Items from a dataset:
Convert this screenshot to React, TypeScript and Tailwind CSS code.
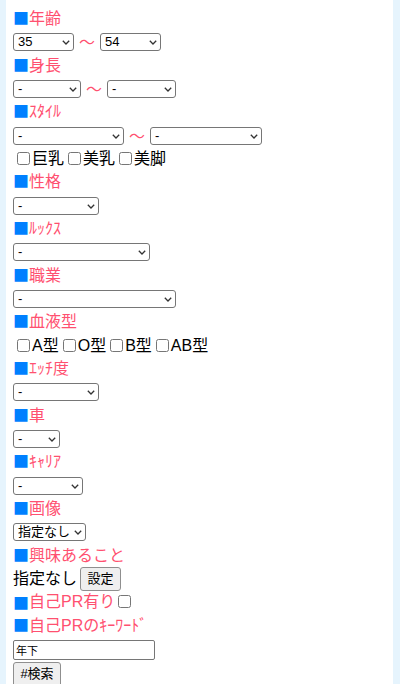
import React from "react";

const PINK = "text-[#ff5070]";

function H({ children }: { children: React.ReactNode }) {
  return (
    <div className={`h-[23.33px] leading-[20.5px] text-[16px] whitespace-nowrap ${PINK}`}>
      <span className="text-[#0080ff] font-['Noto_Sans_CJK_JP',sans-serif]">■</span>
      {children}
    </div>
  );
}

function Sel({ w, value = "-" }: { w: string; value?: string }) {
  return (
    <div className={`relative ${w} h-[18px] shrink-0`}>
      <select
        className="appearance-none block w-full h-[18px] border border-[#767676] rounded-[3px] bg-white text-[13px] leading-[16px] pl-[4px] text-black outline-none"
        defaultValue={value}
      >
        <option value={value}>{value}</option>
      </select>
      <svg
        className="absolute right-[4px] top-[7px] pointer-events-none"
        width="8"
        height="5"
        viewBox="0 0 8 5"
      >
        <path d="M0.8 0.8 L4 4 L7.2 0.8" stroke="#333" strokeWidth="1.3" fill="none" />
      </svg>
    </div>
  );
}

function SelRow({ children }: { children: React.ReactNode }) {
  return <div className="h-[23.33px] pt-[3px] flex items-start">{children}</div>;
}

function Tilde() {
  return (
    <span className={`w-[16px] mx-[5px] text-[16px] leading-[16px] font-['Noto_Sans_CJK_JP',sans-serif] ${PINK}`}>〜</span>
  );
}

function Chk({ label }: { label: string }) {
  return (
    <label className="flex items-center">
      <input type="checkbox" className="m-0 ml-[4px] mr-[2px] w-[13px] h-[13px]" />
      <span>{label}</span>
    </label>
  );
}

function ChkRow({ items }: { items: string[] }) {
  return (
    <div className="h-[23.33px] flex items-center text-[16px] text-black leading-[23.33px]">
      {items.map((i) => (
        <Chk key={i} label={i} />
      ))}
    </div>
  );
}

export default function App() {
  return (
    <div className="flex w-[400px] h-[684px] overflow-hidden bg-white font-['Liberation_Sans','Noto_Sans_CJK_JP',sans-serif]">
      <div className="w-[6px] shrink-0 bg-[#e6f4fd]" />
      <div className="flex-1 pl-[7px] pt-[7px] bg-white">
        <H>年齢</H>
        <SelRow>
          <Sel w="w-[61px]" value="35" />
          <Tilde />
          <Sel w="w-[61px]" value="54" />
        </SelRow>
        <H>身長</H>
        <SelRow>
          <Sel w="w-[68px]" />
          <Tilde />
          <Sel w="w-[69px]" />
        </SelRow>
        <H>ｽﾀｲﾙ</H>
        <SelRow>
          <Sel w="w-[111px]" />
          <Tilde />
          <Sel w="w-[112px]" />
        </SelRow>
        <ChkRow items={["巨乳", "美乳", "美脚"]} />
        <H>性格</H>
        <SelRow>
          <Sel w="w-[86px]" />
        </SelRow>
        <H>ﾙｯｸｽ</H>
        <SelRow>
          <Sel w="w-[137px]" />
        </SelRow>
        <H>職業</H>
        <SelRow>
          <Sel w="w-[163px]" />
        </SelRow>
        <H>血液型</H>
        <ChkRow items={["A型", "O型", "B型", "AB型"]} />
        <H>ｴｯﾁ度</H>
        <SelRow>
          <Sel w="w-[86px]" />
        </SelRow>
        <H>車</H>
        <SelRow>
          <Sel w="w-[47px]" />
        </SelRow>
        <H>ｷｬﾘｱ</H>
        <SelRow>
          <Sel w="w-[70px]" />
        </SelRow>
        <H>画像</H>
        <SelRow>
          <Sel w="w-[73px]" value="指定なし" />
        </SelRow>
        <H>興味あること</H>
        <div className="h-[23.33px] flex items-start text-[16px] text-black">
          <span className="w-[64px] shrink-0 whitespace-nowrap leading-[21px] pt-[1px] text-[16px]">指定なし</span>
          <button className="ml-[3px] w-[41px] h-[24px] text-[13px] leading-[16px] border border-[#8f8f8f] rounded-[3px] bg-[#efefef] text-black">
            設定
          </button>
        </div>
        <div className={`h-[23.33px] flex items-center leading-[20.5px] text-[16px] whitespace-nowrap ${PINK}`}>
          <span className="text-[#0080ff] font-['Noto_Sans_CJK_JP',sans-serif]">■</span>
          <span>自己PR有り</span>
          <input type="checkbox" className="m-0 ml-[3px] w-[13px] h-[13px]" />
        </div>
        <H>自己PRのｷｰﾜｰﾄﾞ</H>
        <div className="h-[23.33px] pt-[3px]">
          <input
            type="text"
            defaultValue="年下"
            className="block w-[142px] h-[20px] border border-[#767676] rounded-[2px] px-[2px] text-[11px] text-black bg-white outline-none"
          />
        </div>
        <div className="pt-[1px]">
          <button className="w-[48px] h-[25px] text-[13px] leading-[16px] border border-[#8f8f8f] rounded-[3px] bg-[#efefef] text-black">
            #検索
          </button>
        </div>
      </div>
      <div className="w-[7px] shrink-0 bg-[#e6f4fd]" />
    </div>
  );
}
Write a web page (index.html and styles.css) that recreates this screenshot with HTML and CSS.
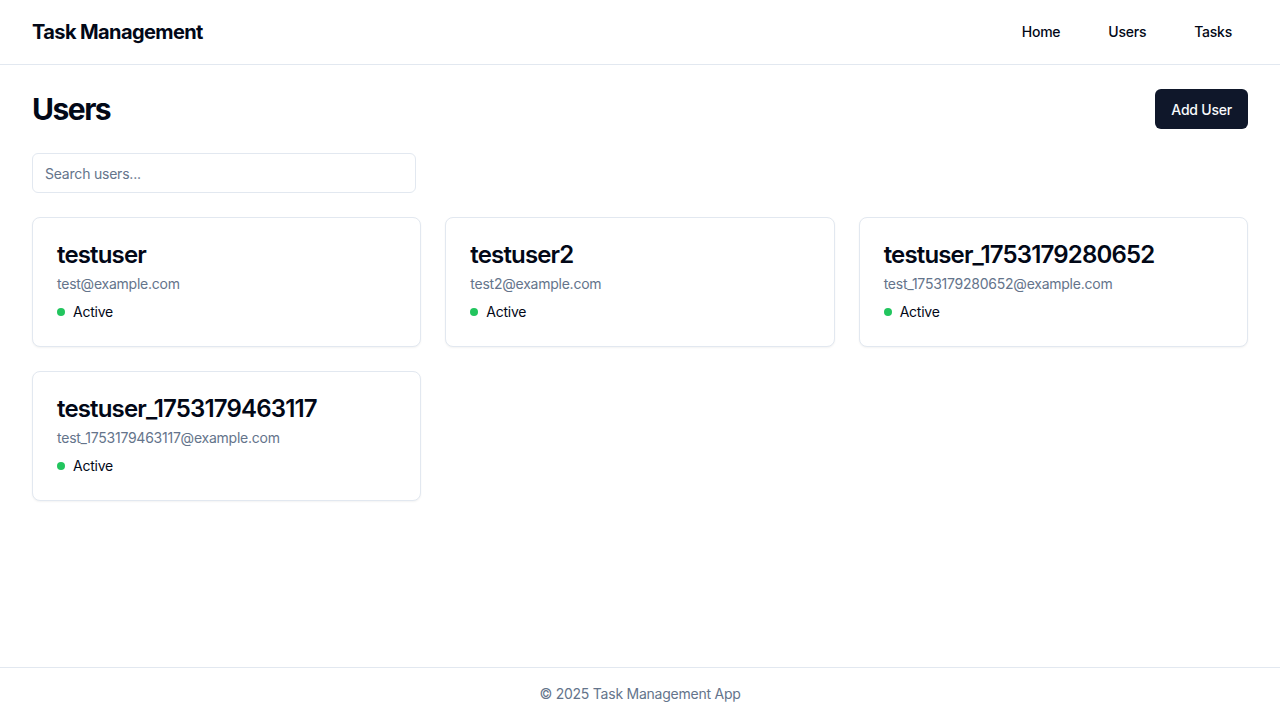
FILE: index.html
```html
<!DOCTYPE html>
<html lang="en">
<head>
<meta charset="utf-8">
<title>Task Management</title>
<link rel="stylesheet" href="styles.css">
</head>
<body>
<div class="app">
  <header class="topbar">
    <div class="brand">Task Management</div>
    <nav class="nav">
      <a class="nav-link" href="#">Home</a>
      <a class="nav-link" href="#">Users</a>
      <a class="nav-link" href="#">Tasks</a>
    </nav>
  </header>
  <main class="main">
    <div class="page-head">
      <h1 class="page-title">Users</h1>
      <button class="btn-primary">Add User</button>
    </div>
    <div class="search-wrap">
      <input class="search" type="text" placeholder="Search users...">
    </div>
    <div class="grid">
      <div class="card">
        <h3 class="card-title">testuser</h3>
        <p class="card-email">test@example.com</p>
        <div class="status"><span class="dot"></span>Active</div>
      </div>
      <div class="card">
        <h3 class="card-title">testuser2</h3>
        <p class="card-email">test2@example.com</p>
        <div class="status"><span class="dot"></span>Active</div>
      </div>
      <div class="card">
        <h3 class="card-title">testuser_1753179280652</h3>
        <p class="card-email">test_1753179280652@example.com</p>
        <div class="status"><span class="dot"></span>Active</div>
      </div>
      <div class="card">
        <h3 class="card-title">testuser_1753179463117</h3>
        <p class="card-email">test_1753179463117@example.com</p>
        <div class="status"><span class="dot"></span>Active</div>
      </div>
    </div>
  </main>
  <footer class="footer">© 2025 Task Management App</footer>
</div>
</body>
</html>
```
FILE: styles.css
```css
* { box-sizing: border-box; }
html, body { margin: 0; padding: 0; }
body {
  font-family: Inter, "Noto Sans", sans-serif;
  color: #020817;
  background: #ffffff;
  letter-spacing: -0.015em;
}
.app {
  min-height: 100vh;
  display: flex;
  flex-direction: column;
}
.topbar {
  height: 65px;
  border-bottom: 1px solid #e2e8f0;
  display: flex;
  align-items: center;
  justify-content: space-between;
  padding: 0 32px;
}
.brand {
  font-size: 20px;
  line-height: 28px;
  font-weight: 700;
  letter-spacing: -0.03em;
}
.nav {
  display: flex;
  gap: 16px;
}
.nav-link {
  font-size: 14px;
  line-height: 20px;
  font-weight: 500;
  color: #020817;
  text-decoration: none;
  padding: 8px 16px;
  border-radius: 6px;
}
.main {
  flex: 1;
  padding: 24px 32px;
}
.page-head {
  display: flex;
  align-items: center;
  justify-content: space-between;
  margin-bottom: 24px;
}
.page-title {
  margin: 0;
  font-size: 30px;
  line-height: 36px;
  font-weight: 700;
  letter-spacing: -0.05em;
}
.btn-primary {
  height: 40px;
  padding: 0 16px;
  border: none;
  border-radius: 6px;
  background: #0f172a;
  color: #f8fafc;
  font-family: inherit;
  font-size: 14px;
  font-weight: 500;
  letter-spacing: -0.015em;
}
.search-wrap { margin-bottom: 24px; }
.search {
  width: 384px;
  height: 40px;
  border: 1px solid #e2e8f0;
  border-radius: 6px;
  padding: 0 12px;
  font-family: inherit;
  font-size: 14px;
  letter-spacing: -0.015em;
  color: #020817;
  background: #fff;
  outline: none;
}
.search::placeholder { color: #64748b; }
.grid {
  display: grid;
  grid-template-columns: repeat(3, 1fr);
  gap: 24px;
}
.card {
  border: 1px solid #e2e8f0;
  border-radius: 8px;
  padding: 24px;
  background: #fff;
  box-shadow: 0 1px 2px rgba(0,0,0,0.05);
}
.card-title {
  margin: 0;
  font-size: 24px;
  line-height: 26px;
  font-weight: 600;
  letter-spacing: -0.035em;
}
.card-email {
  margin: 6px 0 0;
  font-size: 14px;
  line-height: 20px;
  color: #64748b;
}
.status {
  margin-top: 8px;
  display: flex;
  align-items: center;
  gap: 8px;
  font-size: 14px;
  line-height: 20px;
}
.dot {
  width: 8px;
  height: 8px;
  border-radius: 50%;
  background: #22c55e;
}
.footer {
  border-top: 1px solid #e2e8f0;
  padding: 16px 0;
  text-align: center;
  font-size: 14px;
  line-height: 20px;
  color: #64748b;
}
```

*Exercise task*: Determine how many lines contain the word "index" and reply with that number alone.

*Written response*: 2